**RAW DATA**
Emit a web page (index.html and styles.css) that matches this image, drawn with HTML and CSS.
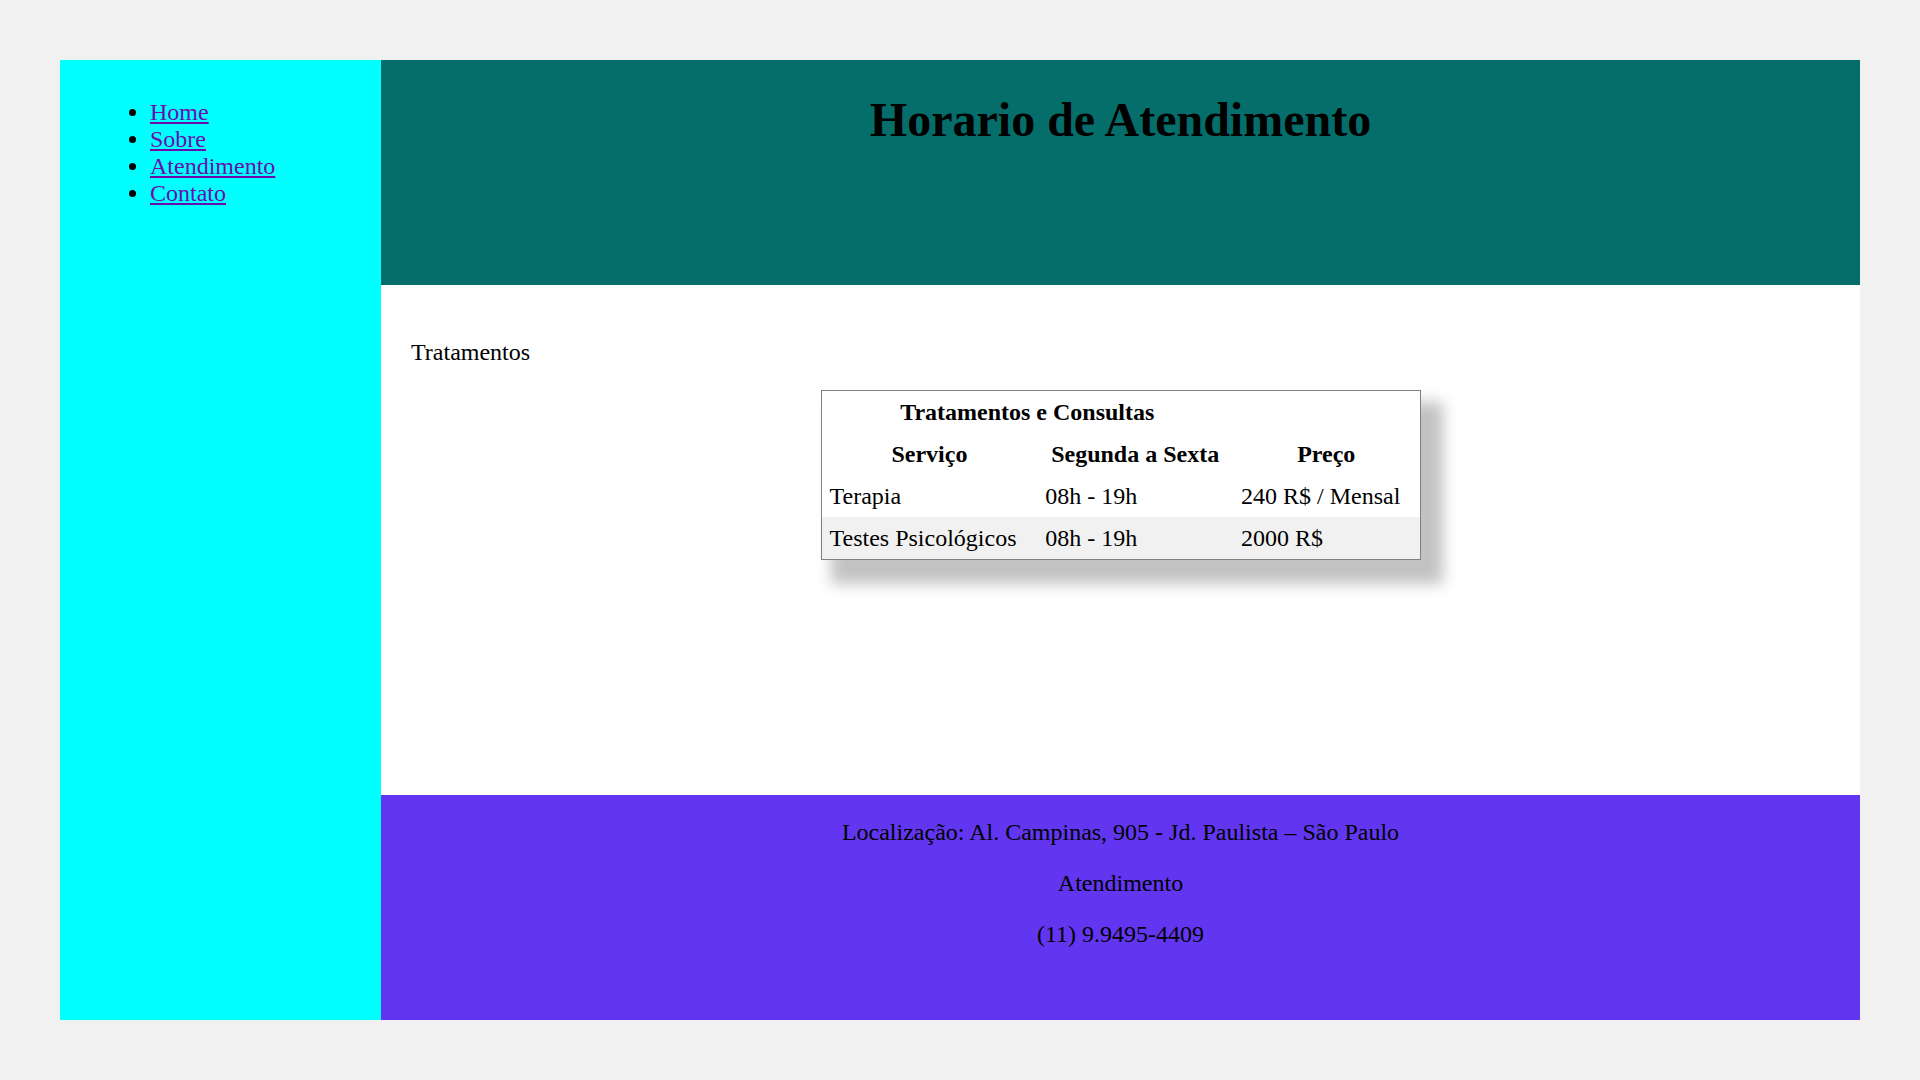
FILE: index.html
```html
<!DOCTYPE html>
<html lang="pt-BR">
<head>
<meta charset="utf-8">
<title>Horario de Atendimento</title>
<link rel="stylesheet" href="styles.css">
</head>
<body>
<div class="page">
  <aside class="sidebar">
    <ul class="nav">
      <li><a href="#">Home</a></li>
      <li><a href="#">Sobre</a></li>
      <li><a href="#">Atendimento</a></li>
      <li><a href="#">Contato</a></li>
    </ul>
  </aside>
  <header class="header">
    <h1 class="title">Horario de Atendimento</h1>
  </header>
  <main class="main">
    <p class="lead">Tratamentos</p>
    <table class="schedule">
      <tr><th colspan="2">Tratamentos e Consultas</th></tr>
      <tr><th>Serviço</th><th>Segunda a Sexta</th><th>Preço</th></tr>
      <tr><td>Terapia</td><td>08h - 19h</td><td>240 R$ / Mensal</td></tr>
      <tr class="alt"><td>Testes Psicológicos</td><td>08h - 19h</td><td>2000 R$</td></tr>
    </table>
  </main>
  <footer class="footer">
    <p>Localização: Al. Campinas, 905 - Jd. Paulista – São Paulo</p>
    <p>Atendimento</p>
    <p>(11) 9.9495-4409</p>
  </footer>
</div>
</body>
</html>
```
FILE: styles.css
```css
html, body {
  margin: 0;
  padding: 0;
}
body {
  background: #f1f1f1;
  font-family: "Liberation Serif", "Times New Roman", serif;
  font-size: 24px;
  color: #000;
}
.page {
  margin: 60px;
  height: 960px;
  display: grid;
  grid-template-columns: 321px 1fr;
  grid-template-rows: 225px 1fr 225px;
  grid-template-areas:
    "side head"
    "side main"
    "side foot";
}
.sidebar {
  grid-area: side;
  background: #00ffff;
  padding: 15px 0 0 50px;
}
.nav {
  margin: 24px 0;
  padding-left: 40px;
}
.nav a {
  color: #6a0dad;
}
.header {
  grid-area: head;
  background: #056e6b;
  text-align: center;
}
.title {
  font-size: 48px;
  margin: 32px 0;
}
.main {
  grid-area: main;
  background: #ffffff;
  padding: 30px;
}
.lead {
  margin: 24px 0;
}
.schedule {
  width: 600px;
  margin: 0 auto;
  border: 1px solid #808080;
  border-collapse: collapse;
  box-shadow: 16px 18px 14px 6px #c2c2c2;
  background: #fff;
}
.schedule th,
.schedule td {
  padding: 8px 8px 7px;
}
.schedule td {
  text-align: left;
}
.schedule .alt {
  background: #f1f1f1;
}
.footer {
  grid-area: foot;
  background: #6236f0;
  text-align: center;
}
.footer p {
  margin: 24px 0;
}
```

**TASK OBJECTIVE**
Repeat the data exactly, without the pictures.

**WORKED SOLUTION**
Emit a web page (index.html and styles.css) that matches this image, drawn with HTML and CSS.
FILE: index.html
```html
<!DOCTYPE html>
<html lang="pt-BR">
<head>
<meta charset="utf-8">
<title>Horario de Atendimento</title>
<link rel="stylesheet" href="styles.css">
</head>
<body>
<div class="page">
  <aside class="sidebar">
    <ul class="nav">
      <li><a href="#">Home</a></li>
      <li><a href="#">Sobre</a></li>
      <li><a href="#">Atendimento</a></li>
      <li><a href="#">Contato</a></li>
    </ul>
  </aside>
  <header class="header">
    <h1 class="title">Horario de Atendimento</h1>
  </header>
  <main class="main">
    <p class="lead">Tratamentos</p>
    <table class="schedule">
      <tr><th colspan="2">Tratamentos e Consultas</th></tr>
      <tr><th>Serviço</th><th>Segunda a Sexta</th><th>Preço</th></tr>
      <tr><td>Terapia</td><td>08h - 19h</td><td>240 R$ / Mensal</td></tr>
      <tr class="alt"><td>Testes Psicológicos</td><td>08h - 19h</td><td>2000 R$</td></tr>
    </table>
  </main>
  <footer class="footer">
    <p>Localização: Al. Campinas, 905 - Jd. Paulista – São Paulo</p>
    <p>Atendimento</p>
    <p>(11) 9.9495-4409</p>
  </footer>
</div>
</body>
</html>
```
FILE: styles.css
```css
html, body {
  margin: 0;
  padding: 0;
}
body {
  background: #f1f1f1;
  font-family: "Liberation Serif", "Times New Roman", serif;
  font-size: 24px;
  color: #000;
}
.page {
  margin: 60px;
  height: 960px;
  display: grid;
  grid-template-columns: 321px 1fr;
  grid-template-rows: 225px 1fr 225px;
  grid-template-areas:
    "side head"
    "side main"
    "side foot";
}
.sidebar {
  grid-area: side;
  background: #00ffff;
  padding: 15px 0 0 50px;
}
.nav {
  margin: 24px 0;
  padding-left: 40px;
}
.nav a {
  color: #6a0dad;
}
.header {
  grid-area: head;
  background: #056e6b;
  text-align: center;
}
.title {
  font-size: 48px;
  margin: 32px 0;
}
.main {
  grid-area: main;
  background: #ffffff;
  padding: 30px;
}
.lead {
  margin: 24px 0;
}
.schedule {
  width: 600px;
  margin: 0 auto;
  border: 1px solid #808080;
  border-collapse: collapse;
  box-shadow: 16px 18px 14px 6px #c2c2c2;
  background: #fff;
}
.schedule th,
.schedule td {
  padding: 8px 8px 7px;
}
.schedule td {
  text-align: left;
}
.schedule .alt {
  background: #f1f1f1;
}
.footer {
  grid-area: foot;
  background: #6236f0;
  text-align: center;
}
.footer p {
  margin: 24px 0;
}
```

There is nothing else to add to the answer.